Makalenin yazarı, sinirbilimci Dean Burnett, “Bunlar geçici anılar” diyor. “Uzun süreli depolanmaları hedeflenmiyor çünkü sürekli değişiyorlar ve sürekli bir akış var.” Burnett, “Bir düşünceyi beyinde yeterince uzun süre tutarsanız, onu uzun süreli belleğe kaydedilmesini sağlayabilirsiniz” diyor. “Bu yüzden, cep telefonu numarası gibi bir şeyi sürekli kafanızda tekrarlarsanız, sonunda bunu kolayca hatırlayabilirsiniz.
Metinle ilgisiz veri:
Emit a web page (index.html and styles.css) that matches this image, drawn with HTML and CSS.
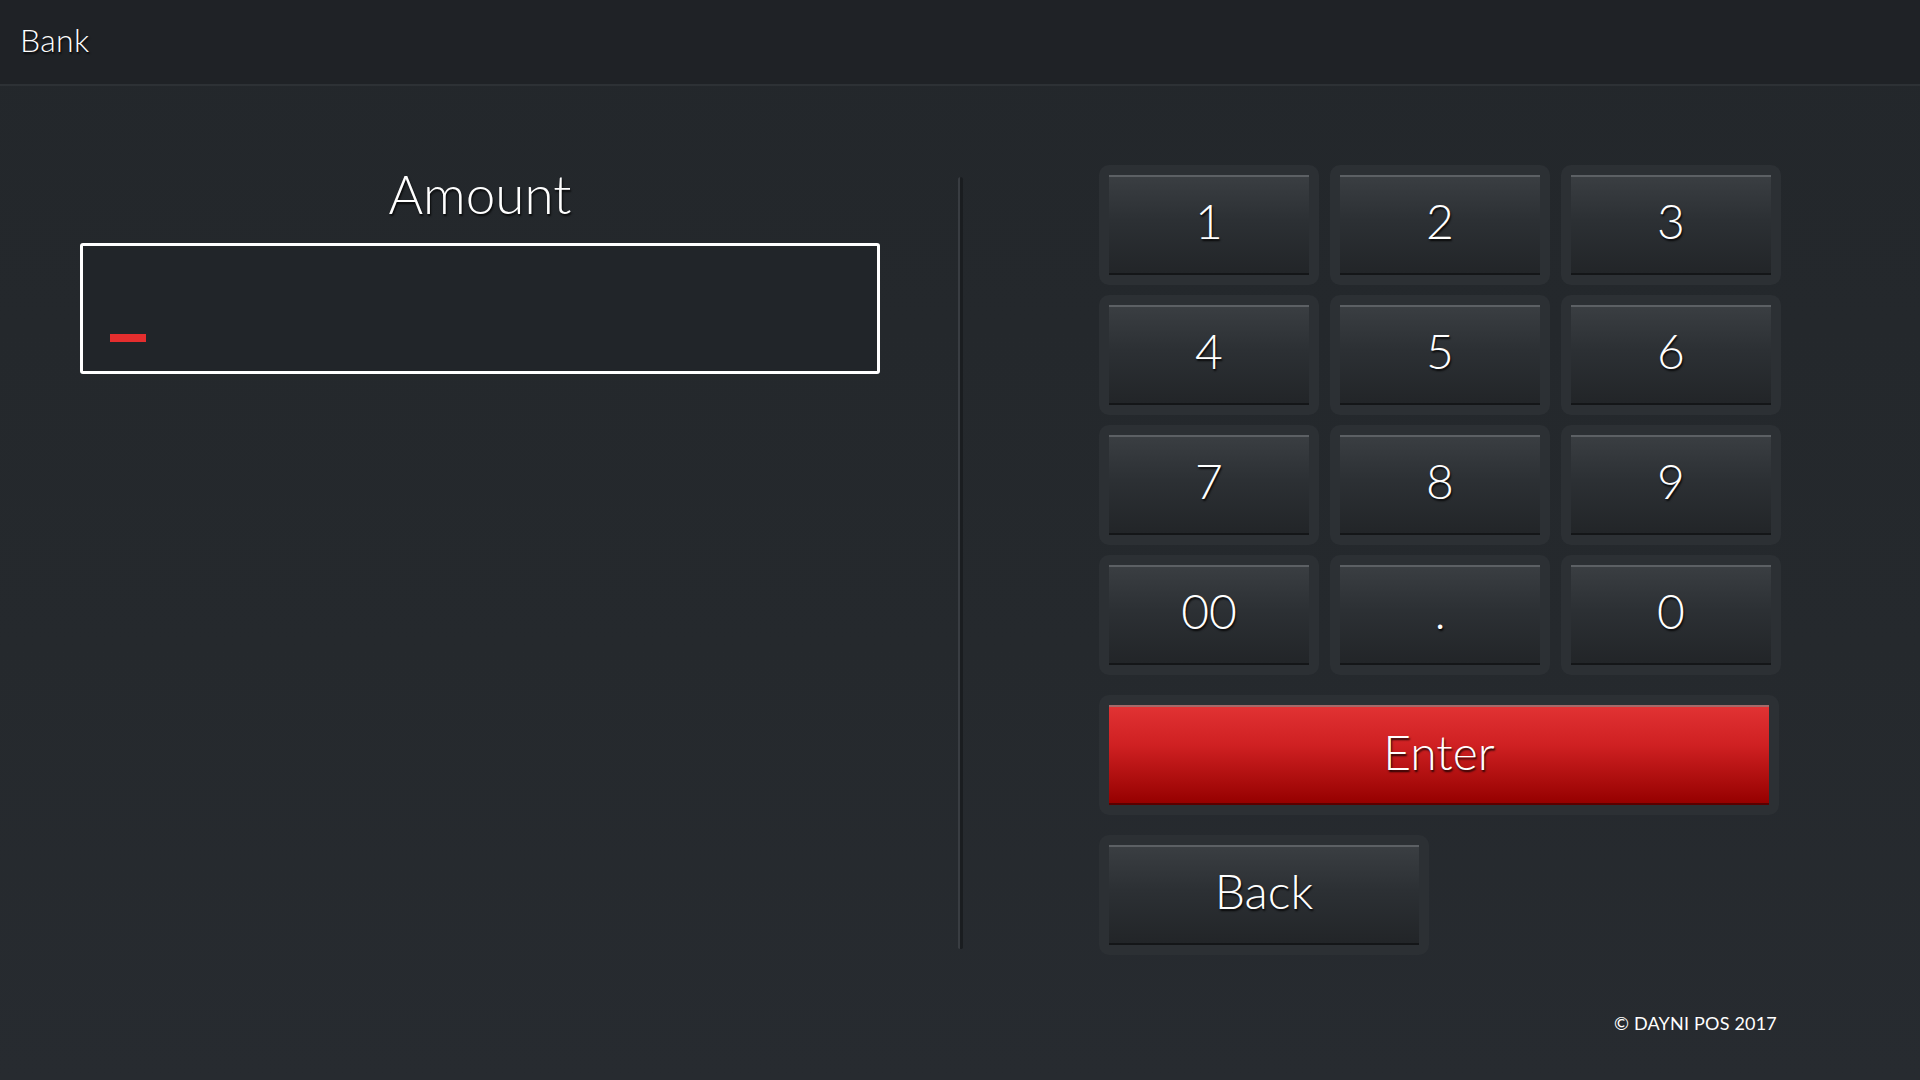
FILE: index.html
```html
<!DOCTYPE html>
<html>
<head>
<meta charset="utf-8">
<title>Bank</title>
<link rel="stylesheet" href="styles.css">
</head>
<body>
<header class="topbar"><span class="title">Bank</span></header>
<main class="content">
  <section class="amount-panel">
    <h1 class="amount-label">Amount</h1>
    <div class="amount-box"><span class="cursor"></span></div>
  </section>
  <div class="divider"></div>
  <section class="keypad-col">
    <div class="keypad">
      <div class="key"><div class="key-face">1</div></div>
      <div class="key"><div class="key-face">2</div></div>
      <div class="key"><div class="key-face">3</div></div>
      <div class="key"><div class="key-face">4</div></div>
      <div class="key"><div class="key-face">5</div></div>
      <div class="key"><div class="key-face">6</div></div>
      <div class="key"><div class="key-face">7</div></div>
      <div class="key"><div class="key-face">8</div></div>
      <div class="key"><div class="key-face">9</div></div>
      <div class="key"><div class="key-face">00</div></div>
      <div class="key"><div class="key-face">.</div></div>
      <div class="key"><div class="key-face">0</div></div>
    </div>
    <div class="key key-enter"><div class="key-face key-face-red">Enter</div></div>
    <div class="key key-back"><div class="key-face">Back</div></div>
    <footer class="copyright">© DAYNI POS 2017</footer>
  </section>
</main>
</body>
</html>
```

FILE: styles.css
```css
html, body {
  margin: 0;
  padding: 0;
}
body {
  width: 1920px;
  height: 1080px;
  overflow: hidden;
  background: linear-gradient(180deg, #23272b 0%, #25292d 60%, #272b30 100%);
  color: #ffffff;
  font-family: "Lato", "Open Sans", sans-serif;
  font-weight: 300;
}
.topbar {
  height: 84px;
  background: #1f2226;
  border-bottom: 2px solid #2d3135;
  display: flex;
  align-items: center;
  padding-left: 20px;
  box-sizing: content-box;
}
.title {
  font-size: 32px;
  letter-spacing: 0.3px;
  text-shadow: 1px 2px 2px rgba(0,0,0,0.8);
  margin-top: -6px;
}
.content {
  display: flex;
  align-items: flex-start;
}
.amount-panel {
  margin-left: 80px;
  width: 800px;
  padding-top: 76px;
}
.amount-label {
  margin: 0;
  font-weight: 300;
  font-size: 53px;
  line-height: 64px;
  text-align: center;
  text-shadow: 1px 2px 2px rgba(0,0,0,0.8);
}
.amount-box {
  margin-top: 17px;
  height: 131px;
  border: 3px solid #ffffff;
  border-radius: 3px;
  background: #212529;
  display: flex;
  align-items: flex-end;
  padding-left: 27px;
  padding-bottom: 29px;
  box-sizing: border-box;
}
.cursor {
  display: block;
  width: 36px;
  height: 8px;
  background: #e52e2e;
}
.divider {
  margin-left: 78px;
  margin-top: 91px;
  width: 3px;
  height: 772px;
  border-left: 2px solid #393d42;
  background: #1a1d20;
  border-radius: 3px 3px 2px 2px;
}
.keypad-col {
  margin-left: 136px;
  padding-top: 79px;
  width: 682px;
  display: flex;
  flex-direction: column;
}
.keypad {
  display: grid;
  grid-template-columns: repeat(3, 220px);
  grid-auto-rows: 120px;
  column-gap: 11px;
  row-gap: 10px;
}
.key {
  background: #2c3034;
  border-radius: 10px;
  padding: 10px;
  box-sizing: border-box;
  height: 120px;
}
.key-face {
  height: 100%;
  box-sizing: border-box;
  border-top: 2px solid #5c6064;
  border-bottom: 2px solid #141618;
  background: linear-gradient(180deg, #3a3e42 0%, #2c3034 45%, #222528 100%);
  display: flex;
  align-items: center;
  justify-content: center;
  font-size: 48px;
  text-shadow: 1px 2px 2px rgba(0,0,0,0.85);
  padding-bottom: 9px;
}
.key-enter {
  margin-top: 20px;
  width: 680px;
}
.key-face-red {
  border-top: 2px solid #a46a6a;
  border-bottom: 2px solid #5a0000;
  background: linear-gradient(180deg, #e13233 0%, #cf2022 40%, #ad0e0e 75%, #960000 100%);
  padding-bottom: 7px;
}
.key-back {
  margin-top: 20px;
  width: 330px;
}
.copyright {
  margin-top: 57px;
  text-align: right;
  padding-right: 4px;
  font-size: 18px;
  font-weight: 400;
  letter-spacing: 0.2px;
}
```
Ancak çok fazla bilgi gelmeye devam ederse, kısa süreli belleğiniz aşırı yüklenir ve depolanan ilk bilgi parçaları atılır.” Bunun tersine, uzun süreli bellek, yaşamımız boyunca topladığımız bilgilerin ve geçmiş olayların biriktirildiği bir hazine sandığı gibi düşünülebilir. Kısa süreli anılar sinirsel aktivitenin darbeleri tarafından desteklenirken, uzun süreli anılar, beyinde fiziksel bir yer kaplıyor. Bir uzun süreli anı oluştuğunda, nöronlar arasındaki sinaps olarak adlandırılan bağlantılar güçleniyor. Bazı durumlarda ise, tamamen yeni sinapslar oluşturuluyor. Anılarımızı ne kadar çok hatırlarsak, bu sinir yollarını o kadar aktif hale getirir ve bu bağlantıları o kadar çok güçlendiririz. Bu süreç, bir ormanda aynı rotadan yürüyerek, gidip gelerek bir patika açmaya benzetilebilir. Uzun süreli anılar birkaç farklı biçim de alabiliyor. Örneğin, ayakkabı bağlama veya diş fırçalama gibi otomatik davranışların temeli, örtük anılardır. Bu içgüdüsel eylemler, beynin bilinçsiz bölümünde gerçekleşiyor.
Burnett, “Bu yüzden hafıza kaybı olan insanlar, daha önceki hayatlarına dair hiçbir şey hatırlamıyor olsalar bile, bu tür işlevleri hâlâ yerine getirebiliyor” diyor. “Almış oldukları eğitim ve alışkanlıklar, kalıcı oluyor.” Aktif olarak farkında olduğumuz uzun süreli anılar, açık anılar olarak adlandırılıyor. Bunlar, olaysal ve anlamsal bellek arasında bölünmüş. İkincisi, Malazgirt Zaferi’nin tarihi gibi belirli kavramsal bilgileri tanımlar. Olaysal bellek ise kendi yaşamınızdaki olayları ve deneyimleri tanımlar. 21. doğum günü partinizden yapmış olduğunuz bir turistik geziye kadar her şey bu kategoriye girer. Burnett, “Anlamsal bellek, Fransa’nın başkentinin Paris olduğunu bilmektir” diyor. “Olaysal bellek ise Paris’e gidip Eyfel kulesini gezerken yaşadıklarınızı hatırlamaktır.”